Performance Evaluation of MongoDB I/O access patterns

In the era of Big Data & Clouds distributed databases such as NoSQL databases are taking their places among the most used storage systems. Benchmarking could be used to evaluate NoSQL databases. However, most benchmarks such as YCSB focus on high-level metrics like the throughput for evaluating Cloud systems, including NoSQL databases. As a result, some low-level metrics, which give an idea about how the databases are efficient at performing their different operations and interacting with the operating system, could not be evaluated.
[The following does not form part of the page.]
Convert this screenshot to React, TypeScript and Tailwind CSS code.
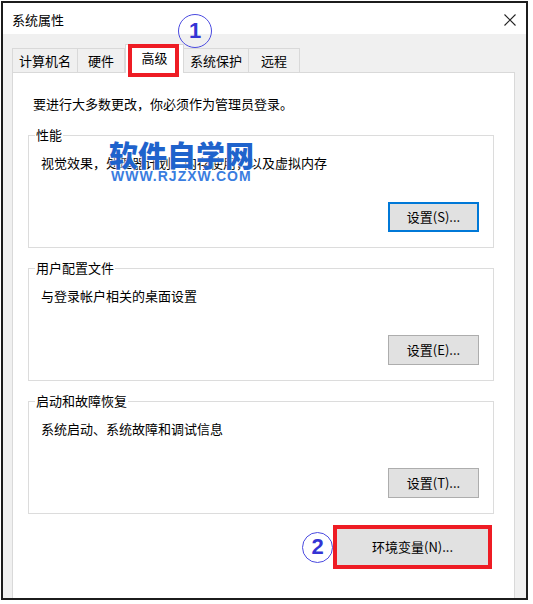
import React from 'react'

const font = "font-['Microsoft_YaHei','Noto_Sans_CJK_SC',sans-serif]"

function Tab({ label, width, selected }: { label: string; width: string; selected?: boolean }) {
  if (selected) {
    return (
      <div className={`relative z-10 -mb-[1px] h-[29px] ${width} bg-white border border-b-0 border-[#d9d9d9] flex items-center justify-center pb-[2px]`}>
        <span>{label}</span>
        {/* annotation box */}
        <div className="absolute left-[2px] top-[-1px] w-[51px] h-[33px] border-[4px] border-[#ee1c24]" />
      </div>
    )
  }
  return (
    <div className={`h-[24px] ${width} bg-[#f0f0f0] border border-b-0 border-l-0 first:border-l border-[#d9d9d9] flex items-center justify-center pt-[1px]`}>
      {label}
    </div>
  )
}

function SettingsButton({ label, focused }: { label: string; focused?: boolean }) {
  return (
    <button
      className={`w-[91px] h-[30px] bg-[#e1e1e1] ${focused ? 'border-2 border-[#0078d7]' : 'border border-[#adadad]'} text-black flex items-center justify-center`}
    >
      {label}
    </button>
  )
}

function GroupBox({ title, text, button, focused, children }: {
  title: string
  text: string
  button: string
  focused?: boolean
  children?: React.ReactNode
}) {
  return (
    <div className="relative ml-[15px] w-[466px] h-[113px] border border-[#dcdcdc] flex flex-col">
      <span className="absolute left-[6px] top-[-9px] bg-white px-[1px] leading-[16px]">{title}</span>
      <div className="pl-[12px] pt-[19px] leading-[16px]">{text}</div>
      <div className="self-end mr-[14px] mt-[31px]">
        <SettingsButton label={button} focused={focused} />
      </div>
      {children}
    </div>
  )
}

function Circled({ n, size }: { n: string; size: string }) {
  return (
    <div className={`${size} rounded-full border-[1.5px] border-[#4a4ae0] flex items-center justify-center text-[#3434d4] font-['Liberation_Sans',sans-serif] font-bold text-[22px] leading-none`}>
      {n}
    </div>
  )
}

export default function App() {
  return (
    <div className={`relative w-[533px] h-[604px] bg-white pt-[1px] pl-[1px] text-[13px] text-black ${font}`}>
      <div className="w-[527px] h-[599px] border-2 border-[#1c1c1c] bg-[#f0f0f0] flex flex-col">
        {/* Title bar */}
        <div className="h-[31px] bg-white flex items-center justify-between pl-[9px] pr-[9px] pt-[2px]">
          <span className="leading-[16px]">系统属性</span>
          <svg width="12" height="12" viewBox="0 0 12 12" className="mr-[1px]">
            <path d="M0.5 0.5 L11.5 11.5 M11.5 0.5 L0.5 11.5" stroke="#222" strokeWidth="1.1" fill="none" />
          </svg>
        </div>

        {/* Body */}
        <div className="flex-1 flex flex-col pl-[9px] pr-[11px] pt-[10px]">
          <div className="flex items-end h-[28px]">
            <Tab label="计算机名" width="w-[66px]" />
            <Tab label="硬件" width="w-[47px]" />
            <Tab label="高级" width="w-[59px]" selected />
            <Tab label="系统保护" width="w-[65px]" />
            <Tab label="远程" width="w-[51px]" />
          </div>

          <div className="flex-1 bg-white border border-b-0 border-[#d9d9d9] flex flex-col pt-[23px]">
            <div className="ml-[20px] leading-[16px]">要进行大多数更改，你必须作为管理员登录。</div>

            <div className="mt-[23px]">
              <GroupBox title="性能" text="视觉效果，处理器计划，内存使用，以及虚拟内存" button="设置(S)..." focused>
                {/* watermark */}
                <div className="absolute left-[80px] top-[1px] flex flex-col items-start">
                  <span className="text-[29px] leading-[34px] font-black text-[#1f63cc] [text-shadow:0_0_2px_#fff,0_0_2px_#fff]">软件自学网</span>
                  <span className="-mt-[1px] ml-[2px] font-['Liberation_Sans',sans-serif] text-[14px] leading-[12px] font-bold tracking-[1px] text-[#3a7de0]">WWW.RJZXW.COM</span>
                </div>
              </GroupBox>
            </div>
            <div className="mt-[20px]">
              <GroupBox title="用户配置文件" text="与登录帐户相关的桌面设置" button="设置(E)..." />
            </div>
            <div className="mt-[20px]">
              <GroupBox title="启动和故障恢复" text="系统启动、系统故障和调试信息" button="设置(T)..." />
            </div>

            <div className="flex justify-end items-center mt-[11px] mr-[22px]">
              <Circled n="2" size="w-[31px] h-[31px]" />
              <div className="w-[159px] h-[44px] border-[4px] border-[#ee1c24]">
                <button className="w-full h-full bg-[#e1e1e1] text-black flex items-center justify-center">环境变量(N)...</button>
              </div>
            </div>
          </div>
        </div>
      </div>

      {/* annotation ① */}
      <div className="absolute left-[178px] top-[14px]">
        <Circled n="1" size="w-[34px] h-[34px]" />
      </div>
    </div>
  )
}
For example, various internal behaviors such as how the data is accessed on disks are considered as black boxes since tools to analyze them are lacking. We focus on MongoDB and study its I/O system, as MongoDB has a good reputation and is located at the top of document-based NoSQL databases. Its flexible data model and its worthy integrated tools make it a very favorable choice for different kinds of applications. We designed generic tracing tools to study the performance of MongoDB’s I/O system and its behaviors inside the Linux I/O stack. In this talk, we will show, through experiments, the efficiency of our method, which could uncover the hidden reasons behind the performance issues. Our performance results show that MongoDB suffers from a reduced throughput problem when performing heavy operations, such as a secondary indexing, on a clustered MongoDB. The main cause behind that is the noisy, and at worst, the shapeless I/O access patterns. MongoDB sends its I/O requests by verifying the sequentiality of the data records in its index table, but not on the storage support where the data could be allocated by a different order. We give some insights and an ad hoc solution to overcome this performance issue.